Now for the problem. I am looking for (an not finding anything of help) to check the date of a file on an ftp server. A file always exists but once a month the day changes. I would just download the file and check it locally but the files are several hundred megs in size so that would be inefficient.

So is there anyway to do that?

On another note, can anyone point me to a good resource for learning the scripting language that SSIS uses?

This trhread sounds similar to your problem. See if it helps you.

http://forums.microsoft.com/MSDN/ShowPost.aspx?PostID=993578&SiteID=1

|||

This is shooting straight from the hip, so I don't know how close this is for you:

The easiest way to get a file's timestamp is through the System.IO.FileInfo class. I can easily read lots of valuable information from files on our LAN using code like this:

Dim fi As System.IO.FileInfo
Dim CreationTime As Date

fi = New System.IO.FileInfo(<Path_to_file>)
CreationTime = fi.LastWriteTime

The .NET base classes are quite insensitive to "paths", so I can use UNC paths (like \\MyServer\MyShare\MyFolder\MyFile.txt) just as easily as referencing paths on my local machine ("C:\MyFolder\MyFile.txt").

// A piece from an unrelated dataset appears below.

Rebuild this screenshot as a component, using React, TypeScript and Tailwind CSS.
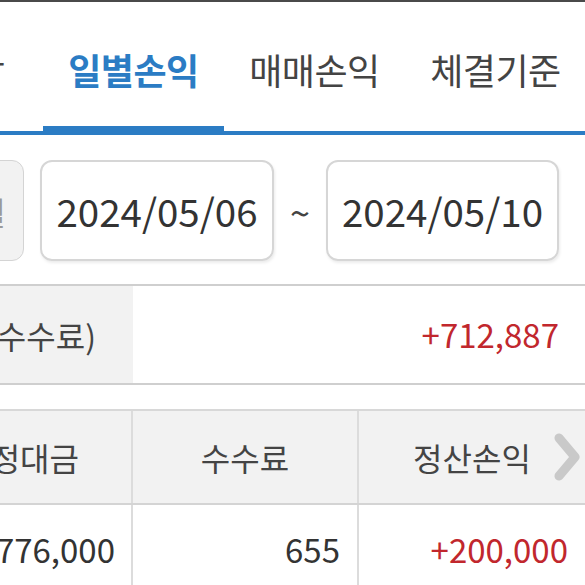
import React from "react";

const font = { fontFamily: '"Noto Sans CJK KR", "Noto Sans", sans-serif' };

function Chevron() {
  return (
    <svg width="28" height="48" viewBox="0 0 28 48" fill="none">
      <path d="M6 5 L22 24 L6 43" stroke="#c9c9c9" strokeWidth="9" strokeLinecap="round" strokeLinejoin="round" />
    </svg>
  );
}

export default function App() {
  return (
    <div
      className="w-[585px] h-[585px] overflow-hidden bg-white relative"
      style={font}
    >
      <div className="h-[2px] bg-[#4a4a4a]" />
      {/* Tabs */}
      <div className="relative h-[133px]">
        <div className="flex h-[124px] items-center pt-[10px]">
          <div className="w-[43px] shrink-0 flex justify-end pr-[39px] text-[36px] text-[#444] tracking-[-1px] whitespace-nowrap">
            종합
          </div>
          <div className="w-[181px] shrink-0 flex justify-center text-[36px] font-bold text-[#2b7cc4] tracking-[-0.5px] whitespace-nowrap">
            일별손익
          </div>
          <div className="w-[181px] shrink-0 flex justify-center text-[36px] text-[#444] tracking-[-0.5px] whitespace-nowrap">
            매매손익
          </div>
          <div className="w-[181px] shrink-0 flex justify-center text-[36px] text-[#444] tracking-[-0.5px] whitespace-nowrap">
            체결기준
          </div>
        </div>
        <div className="absolute left-0 right-0 bottom-0 h-[4px] bg-[#2b7cc4]" />
        <div className="absolute left-[43px] w-[181px] bottom-0 h-[9px] bg-[#2b7cc4]" />
      </div>

      {/* Date row */}
      <div className="flex items-center mt-[25px] h-[101px]">
        <div className="w-[24px] h-full shrink-0 flex justify-end overflow-visible">
          <div className="w-[124px] shrink-0 h-full rounded-r-[12px] border border-[#d4d4d4] bg-[#f2f2f2] flex items-center justify-end pr-[17px] text-[32px] text-[#9a9a9a] whitespace-nowrap">
            1개월
          </div>
        </div>
        <div className="ml-[16px] w-[234px] h-full shrink-0 rounded-[12px] border-2 border-[#d6d6d6] shadow-[1px_2px_3px_rgba(0,0,0,0.08)] flex items-center justify-center text-[38.5px] text-[#333]">
          2024/05/06
        </div>
        <div className="w-[52px] shrink-0 flex justify-center text-[36px] text-[#444]">~</div>
        <div className="w-[233px] h-full shrink-0 rounded-[12px] border-2 border-[#d6d6d6] shadow-[1px_2px_3px_rgba(0,0,0,0.08)] flex items-center justify-center text-[38.5px] text-[#333]">
          2024/05/10
        </div>
      </div>

      {/* Summary row */}
      <div className="mt-[23px] border-t-2 border-b-2 border-[#cfcfcf] flex h-[101px]">
        <div className="w-[133px] shrink-0 bg-[#f2f2f2] flex items-center justify-end pr-[37px] text-[32px] text-[#444] whitespace-nowrap">
          손익(수수료)
        </div>
        <div className="flex-1 flex items-center justify-end pr-[26px] text-[33px] text-[#c1272d]">
          +712,887
        </div>
      </div>

      {/* Table */}
      <div className="mt-[24px] border-t-2 border-[#d8d8d8]">
        <div className="flex h-[94px] bg-[#f2f2f2] border-b-2 border-[#d4d4d4]">
          <div className="w-[133px] shrink-0 flex items-center justify-end pr-[52px] text-[32px] text-[#444] whitespace-nowrap border-r-2 border-[#dcdcdc]">
            약정대금
          </div>
          <div className="w-[226px] shrink-0 flex items-center justify-center text-[32px] text-[#444] border-r-2 border-[#dcdcdc]">
            수수료
          </div>
          <div className="flex-1 relative flex items-center justify-center text-[32px] text-[#444]">
            정산손익
            <div className="absolute right-[4px] top-1/2 -translate-y-1/2">
              <Chevron />
            </div>
          </div>
        </div>
        <div className="flex h-[90px]">
          <div className="w-[133px] shrink-0 flex items-center justify-end pr-[16px] text-[33px] text-[#333] whitespace-nowrap border-r-2 border-[#dcdcdc]">
            1,776,000
          </div>
          <div className="w-[226px] shrink-0 flex items-center justify-end pr-[17px] text-[33px] text-[#333] border-r-2 border-[#dcdcdc]">
            655
          </div>
          <div className="flex-1 flex items-center justify-end pr-[17px] text-[33px] text-[#c1272d]">
            +200,000
          </div>
        </div>
      </div>
    </div>
  );
}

FTP sites are usually protected by passwords and things, and your credentials are passed to the FTP server for processing before you can get at the files. If your files happen to be on your company's LAN, you may be able to use the FIleInfo class to get the info you need. If it's on someone else's network, or only accessible across the Internet, you'll probably need something a bit more heavy-duty.

It looks as though the SSIS FTP task is solely intended to grab files and bring 'em down to a network. I don't see any ability to pass an FTP command (like "LS" or "CWD") to an FTP server and read back a response. Maybe in a future version of SSIS, eh?

|||

the ftp connection (which does all the work for the FtpTask) is written in c++ using winInet call.

the managed System.Net.FtpWebRequest class could be used in a script task to send make a call to get the file info from the server, you would need to grab the connection info from the ftp connection manager and make your own connection though.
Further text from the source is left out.